Shredded Dog Beds and Coaching Yourself Through Obstacles

Obstacles, distractions and things that get in our way are part of the norm of life, both at home and in the workplace. Recently, my sometimes well-behaved Weimaraner (large, needy and extremely affectionate dog) decided to shred her bed in the middle of the night, leaving the mess for me to discover the next morning when I had no additional time to spare before a demanding client meeting. This is life, right?

How you coach yourself through the obstacles of life can mean the difference between having a meltdown, spinning your wheels, or successfully navigating the obstacle and moving forward. Building self-awareness and being open to not having all of the answers are two tools for working through obstacles, especially at work.

Recently I worked with a client who is facing some very real obstacles to completing a project because of functional silos that exist in their workplace. The walls seem to be pretty tall and thick in some places, and the environment is territorial. You may have experienced this in your own organization. You and your department might even be “those people.”

Working through, around or with obstacles is a lot of what we are called to do in our work as leaders. It could be called problem solving or teamwork or team building or living in chaos, and in today’s VUCA world (the acronym for Volatile, Uncertain, Complex and Ambiguous), it is the norm. 

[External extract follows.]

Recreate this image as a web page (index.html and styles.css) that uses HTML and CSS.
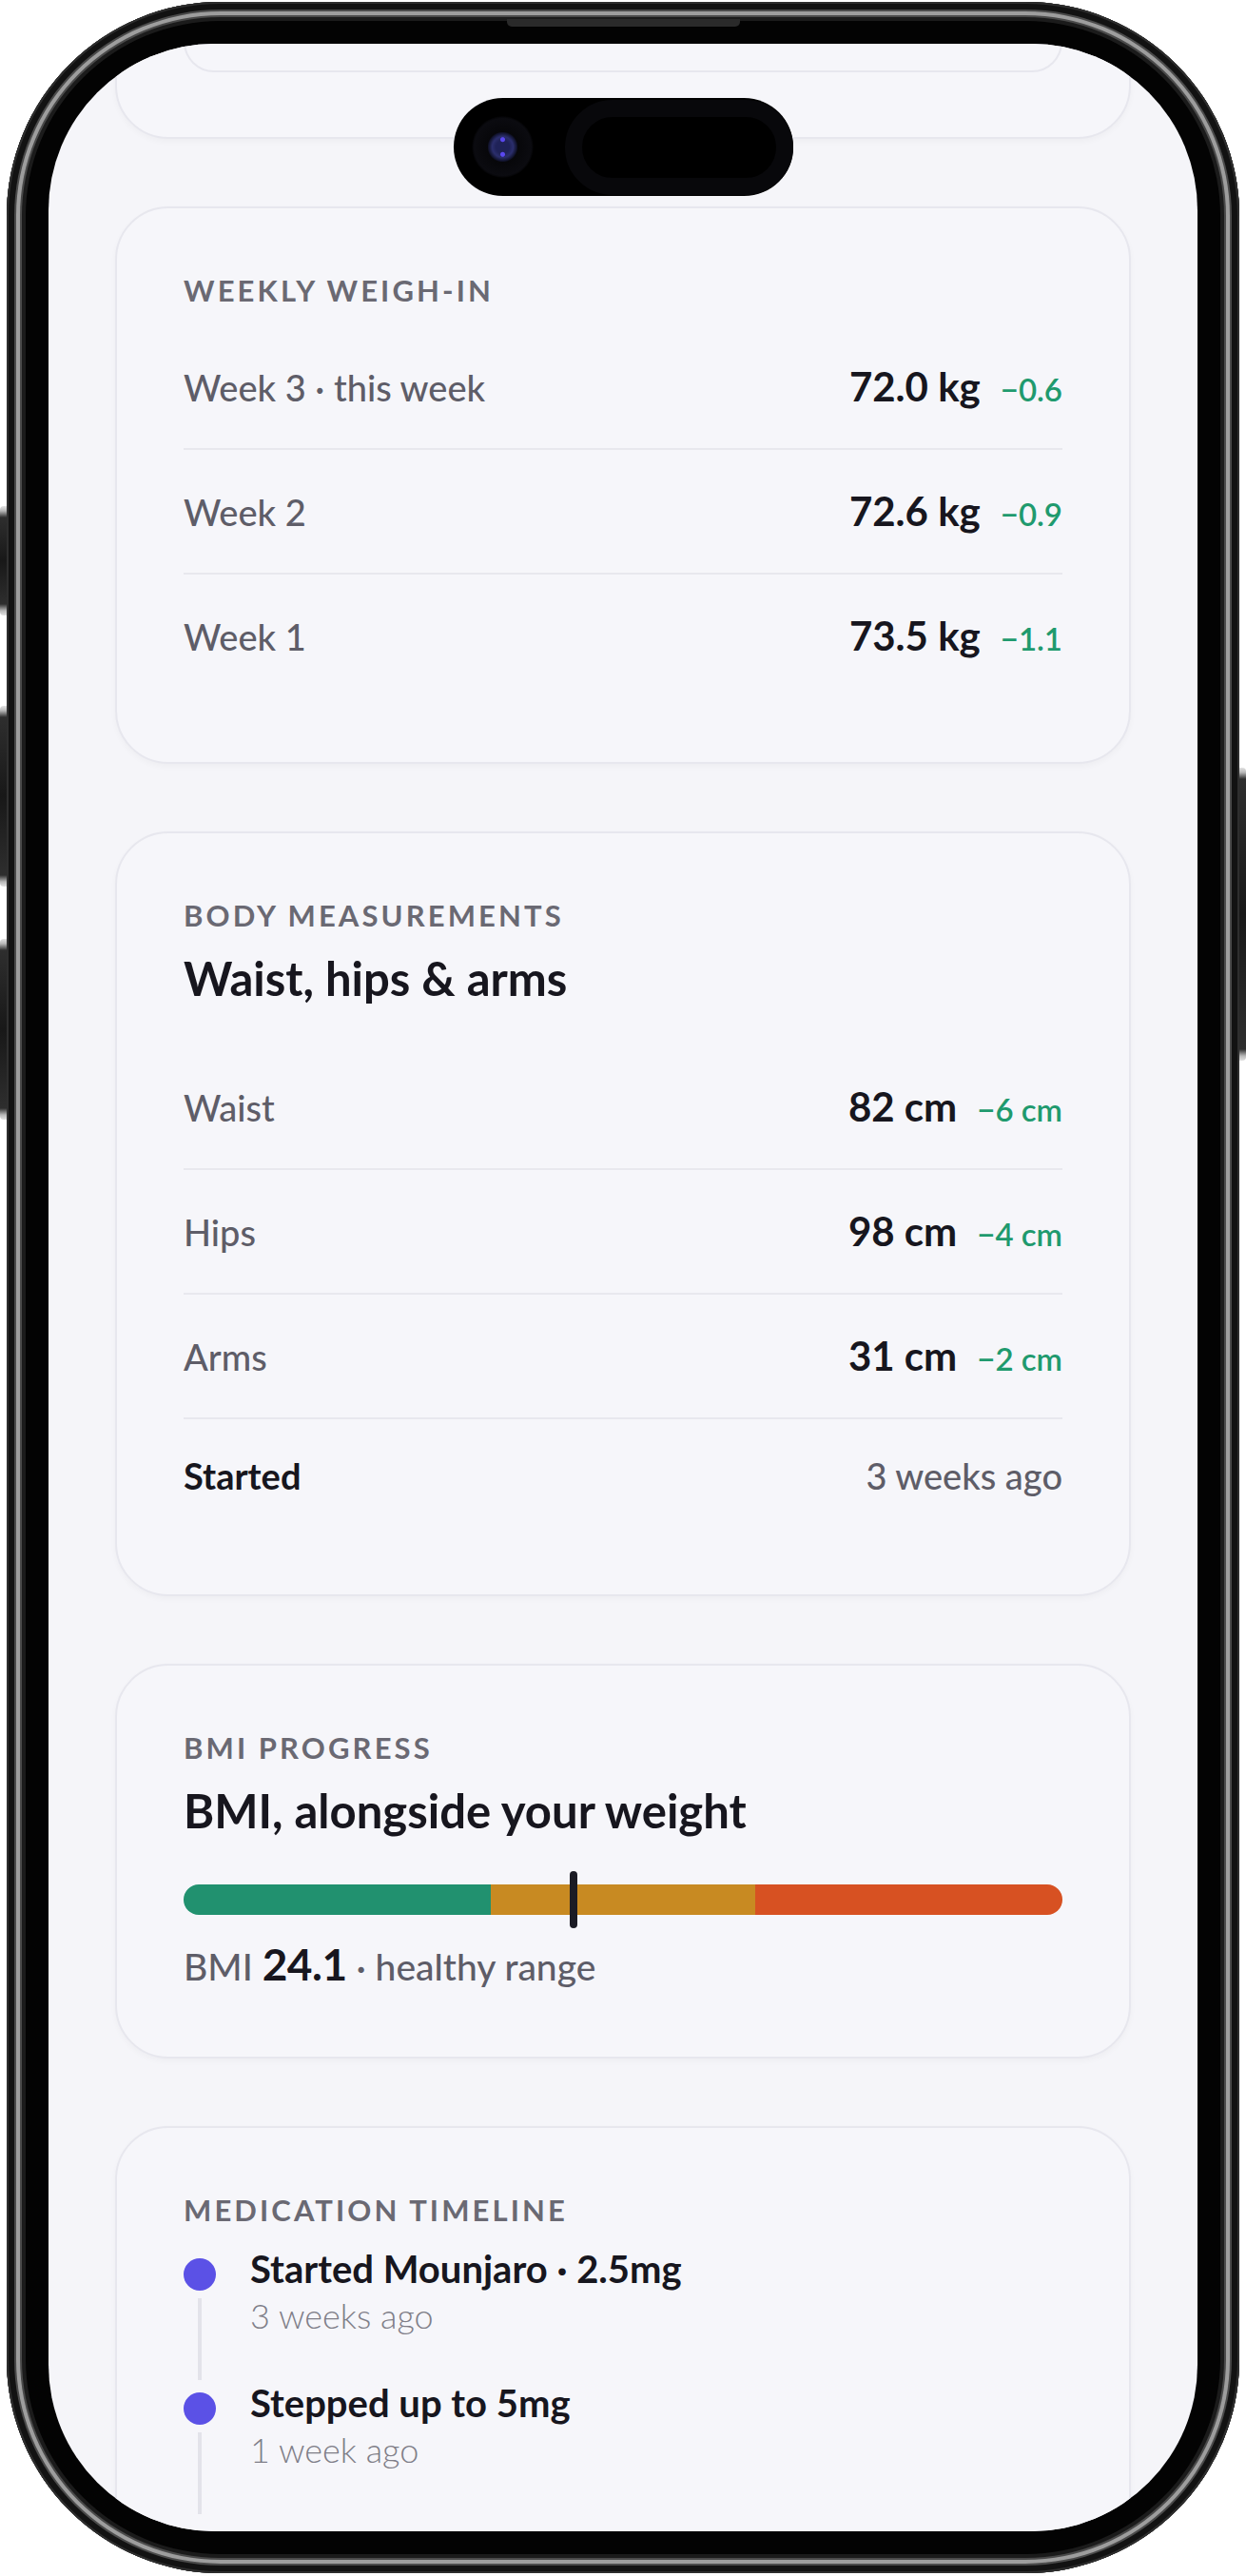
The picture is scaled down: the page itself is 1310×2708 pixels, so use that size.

Here are a few tips to consider when coaching yourself through these challenges:

  • Consider accepting what is, rather than wasting time wondering, “Why me?”  Managing unproductive emotions usually enables you to think more clearly and arrive at a better solution.
  • Acknowledge that you don’t have to have all of the answers. As a team leader or member, being vulnerable enough to ask for help when the answers are not apparent or easy will strengthen the team and the success of the outcome of actions that you decide to take.
  • Take the time to debrief and learn from why this situation arose and what worked, or not, in the solution. Being a consistent and persistent learner will set you up for more successful outcomes.
  • Curiosity is generally more productive than blaming, whether it’s someone else or yourself.  If you ask yourself, “How did I end up here again?” and truthfully respond, you might learn about assumptions you make or promises you’ve broken, or something else that will be useful to help you learn how your behaviors influenced the obstacles that you are facing.
  • Think through the missing conversations that would have prevented the obstacles, or could break down the barriers.  Leaders are paid to have productive conversations, and sometimes we resist having a conversation for fear that it will be confrontational, painful, or something else. The conversations we avoid generally create relationship barriers and can contribute to the obstacles we face.
  • Tap your sense of humor. Some obstacles are serious; many are not. Using humor as a response to obstacles, whenever reasonable, is good for your soul and the souls around you.

My lesson learned is that dogs are not always predictable, and that it would be a good practice to have an extra dog bed on hand to make it easy for me to stay on my schedule. I admit that I don’t have an answer for why my dog did this, so I accept that this will most likely happen again, and I elect to find humor in the situation. What’s funnier than a million pieces of cotton/poly blend at 6:00 a.m., after all?